Quanto ao resto, perguntas sem respostas. Qual teria sido o destino deste lavarium, de a- prostético a tiracolo, perpetuado que foi no topónimo Aveiro? Será que lhe pertencia a estranha e arcaica estátua depositada no Museu de Aveiro, o gigante de quase 3 metros de altura, envergando umas típicas bragas célticas (em Aveiro chamamos-lhe “manaias”) e segurando pela cabeça, com a mão esquerda, uma serpente com cerca de dois metros e meio, enquanto o braço direito se levanta e a mão se abre para agarrar qualquer insígnia volante que se perdeu? Onde se levantaria este santuário de cultos desconhecidos? Porventura naquela colina, entre ribeiras e debruçada sobre a água, onde nasceu o centro histórico da nossa cidade. Quem sabe se no mesmo sítio em que se levantou a velha matriz de S. Miguel, demolida em 1835, possivelmente para que não se pronunciasse no seu orago o nome do rei maldito e assassino. S. Miguel, o orago que surge nos primevos tempos do cristianismo da Hispânia ocidental, quase sempre a desalojar o deus solar pagão, escondendo-lhe o nome e roubando-lhe a casa, como aconteceu mais para Sul, nas proximidades do Alandroal, com o S. Miguel a destronar o poderosíssimo Endovélico. Igreja de S. Miguel. Igreja de estranha arquitectura, de torre gótica e altaneira a encostar-se à capela-mor, certamente o pequeno corpo do templo primitivo que, face ao diminuto número de fregueses, não precisaria de outros cómodos. Cresceu a vila, cresceu o templo. Talvez a arqueologia tenha mais sorte, se alguma vez se proporcionar escavar a praça aveirense que mais história viu passar.


(1) LÓPEZ QUIROGA, Jorge; MARTÍNEZ TEJERA, Artemio M. – El destino de los templos paganos en Hispania durante la antigüedad tardía. In Archivo Español de Arqveología. Madrid. Vol. 79 (2006), p. 125-153. ISSN 0066-6742. ORR, David G. – Roman domestic religion: the evidence of the household shrines. In Aufstieg und Niedergang der romischen Welt. Vol.16/2 (1978) p. 1557-1591. BAKER, Jan Theo -- Living and Working with the Gods.Studies of Evidence of Private Religion and its Material Environment in the City of Ostia (100-500 A.D.). Amsterdam: J.C. Gieben, 1994. ARCE, Javier – Bárbaros y romanos en Hispania: 400-507 A.D.. Madrid: Marcial Pons, 2007. 326 p.
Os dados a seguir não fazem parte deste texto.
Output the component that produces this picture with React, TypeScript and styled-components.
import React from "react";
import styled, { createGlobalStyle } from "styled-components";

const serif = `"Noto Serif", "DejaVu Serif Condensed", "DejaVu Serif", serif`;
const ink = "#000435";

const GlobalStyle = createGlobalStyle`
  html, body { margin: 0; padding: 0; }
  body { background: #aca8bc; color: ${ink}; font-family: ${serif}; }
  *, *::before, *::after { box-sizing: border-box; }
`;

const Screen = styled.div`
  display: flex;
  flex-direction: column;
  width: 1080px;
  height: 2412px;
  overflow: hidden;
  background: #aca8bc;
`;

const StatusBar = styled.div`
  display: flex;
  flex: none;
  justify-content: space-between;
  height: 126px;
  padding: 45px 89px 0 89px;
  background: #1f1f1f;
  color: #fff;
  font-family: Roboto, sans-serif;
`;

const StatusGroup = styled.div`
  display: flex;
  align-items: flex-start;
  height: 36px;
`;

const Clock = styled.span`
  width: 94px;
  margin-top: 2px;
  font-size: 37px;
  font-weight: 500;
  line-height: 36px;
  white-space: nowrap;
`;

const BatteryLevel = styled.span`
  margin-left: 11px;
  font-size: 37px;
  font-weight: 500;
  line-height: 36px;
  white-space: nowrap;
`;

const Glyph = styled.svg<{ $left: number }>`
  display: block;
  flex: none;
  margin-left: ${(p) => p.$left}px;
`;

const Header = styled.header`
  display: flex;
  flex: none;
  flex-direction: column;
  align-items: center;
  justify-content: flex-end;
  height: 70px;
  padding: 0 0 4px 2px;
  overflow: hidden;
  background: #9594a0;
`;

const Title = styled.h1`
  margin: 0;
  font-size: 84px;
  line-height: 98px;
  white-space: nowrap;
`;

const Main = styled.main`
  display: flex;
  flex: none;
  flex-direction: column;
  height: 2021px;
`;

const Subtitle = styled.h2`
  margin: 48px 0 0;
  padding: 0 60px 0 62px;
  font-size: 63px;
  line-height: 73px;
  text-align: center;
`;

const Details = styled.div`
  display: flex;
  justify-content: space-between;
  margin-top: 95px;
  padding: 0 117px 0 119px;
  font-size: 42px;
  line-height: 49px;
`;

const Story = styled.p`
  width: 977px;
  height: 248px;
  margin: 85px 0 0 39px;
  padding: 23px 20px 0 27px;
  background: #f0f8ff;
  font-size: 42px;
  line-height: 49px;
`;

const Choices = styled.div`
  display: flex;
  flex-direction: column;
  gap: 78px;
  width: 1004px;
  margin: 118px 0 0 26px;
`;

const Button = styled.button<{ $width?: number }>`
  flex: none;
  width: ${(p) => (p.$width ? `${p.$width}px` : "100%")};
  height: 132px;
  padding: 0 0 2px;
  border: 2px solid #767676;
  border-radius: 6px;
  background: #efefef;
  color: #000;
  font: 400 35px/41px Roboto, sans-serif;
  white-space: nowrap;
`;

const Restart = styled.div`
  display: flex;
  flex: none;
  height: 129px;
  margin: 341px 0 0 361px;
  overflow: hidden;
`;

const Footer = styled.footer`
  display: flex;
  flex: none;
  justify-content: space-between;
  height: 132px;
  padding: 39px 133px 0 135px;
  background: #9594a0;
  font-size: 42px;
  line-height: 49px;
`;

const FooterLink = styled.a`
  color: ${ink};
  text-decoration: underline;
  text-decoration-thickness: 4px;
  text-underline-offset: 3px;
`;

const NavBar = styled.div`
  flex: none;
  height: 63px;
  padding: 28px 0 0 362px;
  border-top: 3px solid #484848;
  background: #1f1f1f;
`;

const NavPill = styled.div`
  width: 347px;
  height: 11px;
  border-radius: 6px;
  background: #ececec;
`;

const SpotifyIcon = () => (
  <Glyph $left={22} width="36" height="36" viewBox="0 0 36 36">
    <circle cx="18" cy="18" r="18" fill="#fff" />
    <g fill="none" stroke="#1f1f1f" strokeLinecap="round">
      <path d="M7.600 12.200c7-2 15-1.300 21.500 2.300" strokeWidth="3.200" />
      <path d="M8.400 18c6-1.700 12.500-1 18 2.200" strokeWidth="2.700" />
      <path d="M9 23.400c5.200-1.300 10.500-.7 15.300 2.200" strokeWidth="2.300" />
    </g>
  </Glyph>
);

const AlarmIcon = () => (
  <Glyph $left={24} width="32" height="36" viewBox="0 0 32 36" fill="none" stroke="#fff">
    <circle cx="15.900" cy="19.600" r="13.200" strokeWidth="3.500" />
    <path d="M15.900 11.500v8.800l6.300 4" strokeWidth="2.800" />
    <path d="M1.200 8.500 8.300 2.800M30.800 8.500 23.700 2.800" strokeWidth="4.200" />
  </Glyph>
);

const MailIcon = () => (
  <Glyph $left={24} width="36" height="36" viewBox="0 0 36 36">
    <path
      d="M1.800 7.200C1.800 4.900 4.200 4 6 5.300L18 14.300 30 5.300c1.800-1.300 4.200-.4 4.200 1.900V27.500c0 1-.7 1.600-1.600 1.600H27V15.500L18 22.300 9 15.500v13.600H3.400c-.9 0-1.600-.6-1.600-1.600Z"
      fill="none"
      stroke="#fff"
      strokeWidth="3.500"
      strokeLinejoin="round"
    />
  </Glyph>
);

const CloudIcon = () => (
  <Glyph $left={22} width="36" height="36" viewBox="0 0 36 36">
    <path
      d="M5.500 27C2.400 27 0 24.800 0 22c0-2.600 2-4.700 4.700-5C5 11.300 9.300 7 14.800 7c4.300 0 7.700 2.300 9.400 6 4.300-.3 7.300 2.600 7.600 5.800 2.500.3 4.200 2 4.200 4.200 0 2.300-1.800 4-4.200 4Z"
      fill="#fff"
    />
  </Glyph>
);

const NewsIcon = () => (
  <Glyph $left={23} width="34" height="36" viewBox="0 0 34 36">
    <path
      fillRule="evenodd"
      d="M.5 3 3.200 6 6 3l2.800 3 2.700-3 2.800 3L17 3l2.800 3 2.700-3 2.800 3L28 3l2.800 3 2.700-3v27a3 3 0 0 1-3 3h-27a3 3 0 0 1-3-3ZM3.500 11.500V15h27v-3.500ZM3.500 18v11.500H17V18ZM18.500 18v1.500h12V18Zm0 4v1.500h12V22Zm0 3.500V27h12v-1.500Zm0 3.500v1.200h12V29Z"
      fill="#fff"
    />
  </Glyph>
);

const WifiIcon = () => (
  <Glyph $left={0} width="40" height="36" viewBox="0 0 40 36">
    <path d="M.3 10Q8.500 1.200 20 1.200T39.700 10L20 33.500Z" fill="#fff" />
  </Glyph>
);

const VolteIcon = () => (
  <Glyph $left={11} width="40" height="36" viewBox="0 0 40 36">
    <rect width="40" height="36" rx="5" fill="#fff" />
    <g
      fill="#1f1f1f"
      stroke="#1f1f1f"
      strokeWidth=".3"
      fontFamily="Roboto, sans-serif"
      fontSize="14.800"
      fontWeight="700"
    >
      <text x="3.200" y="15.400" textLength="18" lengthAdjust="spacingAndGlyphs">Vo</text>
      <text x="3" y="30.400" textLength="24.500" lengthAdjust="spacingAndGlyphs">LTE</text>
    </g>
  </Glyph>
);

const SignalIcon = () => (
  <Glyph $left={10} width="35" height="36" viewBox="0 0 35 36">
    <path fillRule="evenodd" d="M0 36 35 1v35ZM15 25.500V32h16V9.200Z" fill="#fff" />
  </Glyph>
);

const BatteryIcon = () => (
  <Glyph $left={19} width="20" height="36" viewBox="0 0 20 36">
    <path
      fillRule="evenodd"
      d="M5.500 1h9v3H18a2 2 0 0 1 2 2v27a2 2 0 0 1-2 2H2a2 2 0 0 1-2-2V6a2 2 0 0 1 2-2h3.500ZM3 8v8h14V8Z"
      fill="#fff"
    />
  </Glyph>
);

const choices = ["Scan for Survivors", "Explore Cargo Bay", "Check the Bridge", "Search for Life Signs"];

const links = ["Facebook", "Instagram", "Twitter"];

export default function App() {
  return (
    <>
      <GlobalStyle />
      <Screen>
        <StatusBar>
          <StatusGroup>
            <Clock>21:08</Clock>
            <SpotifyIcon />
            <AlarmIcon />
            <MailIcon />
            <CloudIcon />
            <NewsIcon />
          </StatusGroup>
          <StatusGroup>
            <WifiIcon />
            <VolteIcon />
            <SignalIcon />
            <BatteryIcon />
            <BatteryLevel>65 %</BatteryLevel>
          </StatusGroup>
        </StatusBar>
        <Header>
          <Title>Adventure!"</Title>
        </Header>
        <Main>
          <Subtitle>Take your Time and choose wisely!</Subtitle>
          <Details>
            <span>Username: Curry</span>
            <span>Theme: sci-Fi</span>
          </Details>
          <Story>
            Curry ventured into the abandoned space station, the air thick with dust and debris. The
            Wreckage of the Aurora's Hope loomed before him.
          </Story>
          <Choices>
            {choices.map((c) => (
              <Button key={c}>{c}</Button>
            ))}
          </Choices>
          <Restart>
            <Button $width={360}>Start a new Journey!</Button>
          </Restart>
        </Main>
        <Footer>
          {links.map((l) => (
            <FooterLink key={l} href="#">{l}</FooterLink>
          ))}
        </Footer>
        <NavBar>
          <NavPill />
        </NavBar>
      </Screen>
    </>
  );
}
ISBN 9788496467576. ARCE, Javier – Fana, templa, delubra destrui praecipimus: El final de los templos de la Hispania romana. In Archivo Español de Arqveología. Madrid. Vol. 79 (2006), p. 115-124. ISSN 0066-6742.


(2) Almeida Fernandes considera absurda a hipótese de Pierre David que concentra num único topónimo – Insula Antunane – estas duas paróquias suevas, com uma justificação, na verdade, muito difícil de aceitar, face às evidências dos argumentos daquele investigador. No concelho de Oliveira de Azeméis existem hoje três lugares denominados “Ínsua”, nas freguesias de Carregosa, Cucujães e S. Martinho da Gândara.